O Estado de S. Paulo, sempre comedido nos editoriais, analisou o crime em editorial com o título A banalidade da morte em SP. Diz o jornal: “Nas cenas disponíveis, o jovem desarmado, sem camisa e aparentemente atordoado, corre dos policiais, reage à abordagem e, quando já estava no chão, sem qualquer chance de matar os PMs, é alvejado por um deles no abdômen. Simples assim”.
Na frase, parece-me não apropriada a afirmação: “quando já estava no chão, sem qualquer chance de matar os PMs” (O Estado, 23/11, pág. A24). Matar como, se encontrava-se no chão, dominado e desarmado?
Reluto em admitir que o governador Tarcísio de Freitas e o secretário de Segurança, Guilherme Derrite, “são entusiastas de uma polícia que desperta medo”, como afirma O Estado. Polícias que despertam medo e aterrorizam a população são típicas de ditaduras, como o foram as de Stalin, de Hitler, de Felinto Müller, e, hoje, de Putin, Maduro ou Ortega.

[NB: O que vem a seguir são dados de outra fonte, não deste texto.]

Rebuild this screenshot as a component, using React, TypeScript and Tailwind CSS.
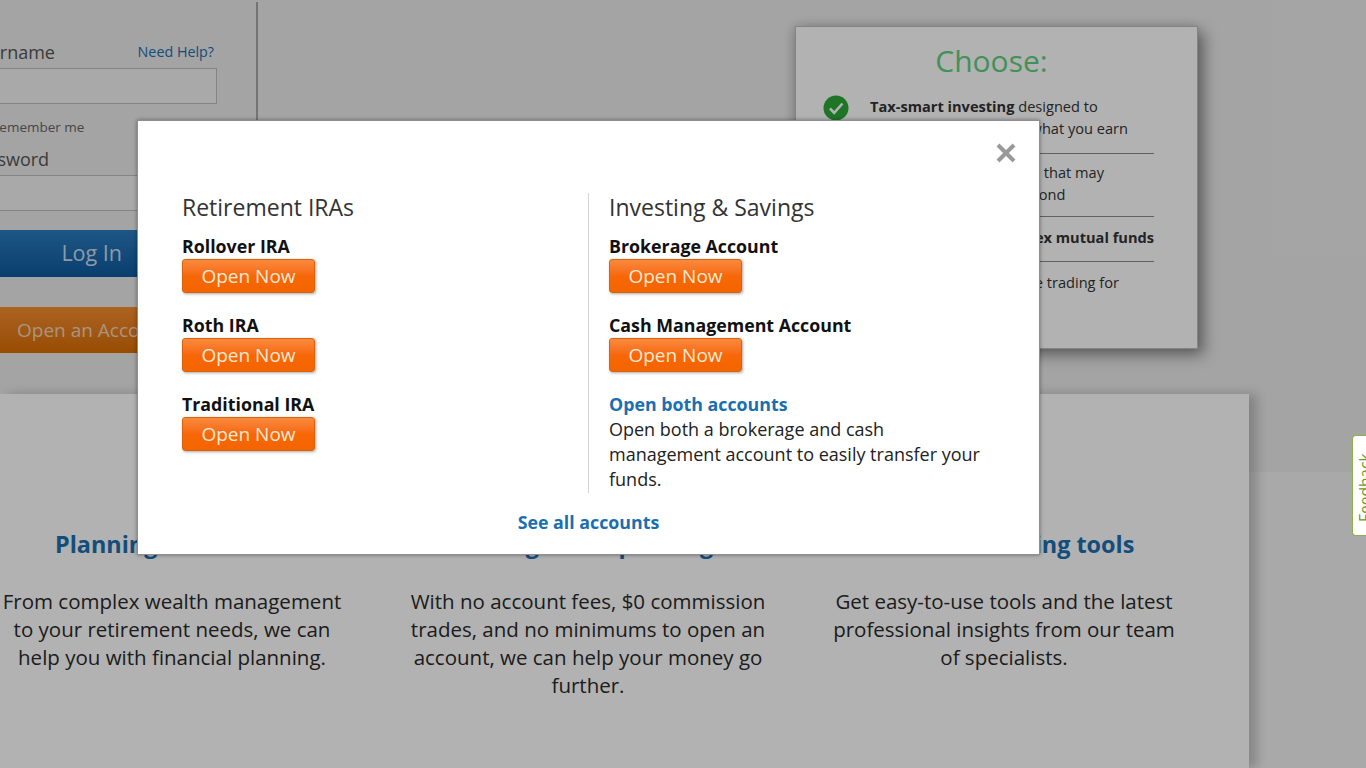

O Estado de Direito Democrático necessita de policiais respeitados pela eficiência e pela disciplina, sem jamais, todavia, ultrapassarem os limites da Constituição e da lei. Polícia elogiada e envaidecida pela quantidade de pessoas mortas, quase sempre viola os limites da legalidade, como acaba de acontecer.